Brazilian samba performers traditionally wear high-heeled sandals in gold or silver with ankle straps — the heel elevates the hip position that is the focus of samba movement and the ankle strap provides the security needed for the vigorous footwork. Platform sandals with 3–4 inch heels are common in high-energy Carnival performance. For social pagode dancing, lower heels or even sneakers are acceptable. Ballroom samba competitors wear the standard suede-sole Latin ballroom shoes at 2.5-inch heel height.

Can I wear a samba costume for belly dance performance?

The two traditions have aesthetic similarities (hip emphasis, coin and fringe accessories, sequined bodice styles) but are distinct costuming traditions that practitioners of each style can identify as different. A coin hip scarf or sequined bodice might serve in a casual context where both styles are performed, but for dedicated performance contexts of either tradition, the specific costuming of that tradition should be used. Mixing costuming conventions looks visually inaccurate to knowledgeable audiences.

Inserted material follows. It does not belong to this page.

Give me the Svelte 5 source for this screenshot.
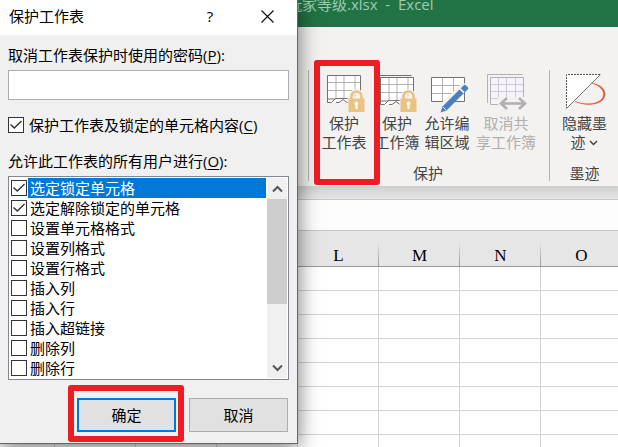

How do I keep a feather headdress in good condition?

Feather headdresses are fragile — individual feathers crush and cannot be restored to their original position once compressed. Store in a rigid box sized to the headdress dimensions with the headdress the only item inside. Transport upright whenever possible — laying the headdress flat risks feather compression. Damaged feathers can sometimes be restored by holding them in steam briefly and reshaping while damp, but this requires care and practice. Keep away from humidity and direct sunlight, which fade feather color.

Final Verdict

Brazilian Carnival performance calls for the high-quality sequined bodice set with tiered ruffled skirt — the quality of sequin coverage and skirt movement response are the most important factors for performance impact. Competitive ballroom samba requires a dedicated competition Latin dress with rhinestone and weighted fringe, not a Brazilian Carnival costume. Social pagode and baile funk dancers should use the contemporary casual Brazilian aesthetic dress. Beginners need only an accessible budget set for their first performance context. A feather headdress is appropriate for theatrical and Carnival-themed productions; unnecessary in most other samba contexts.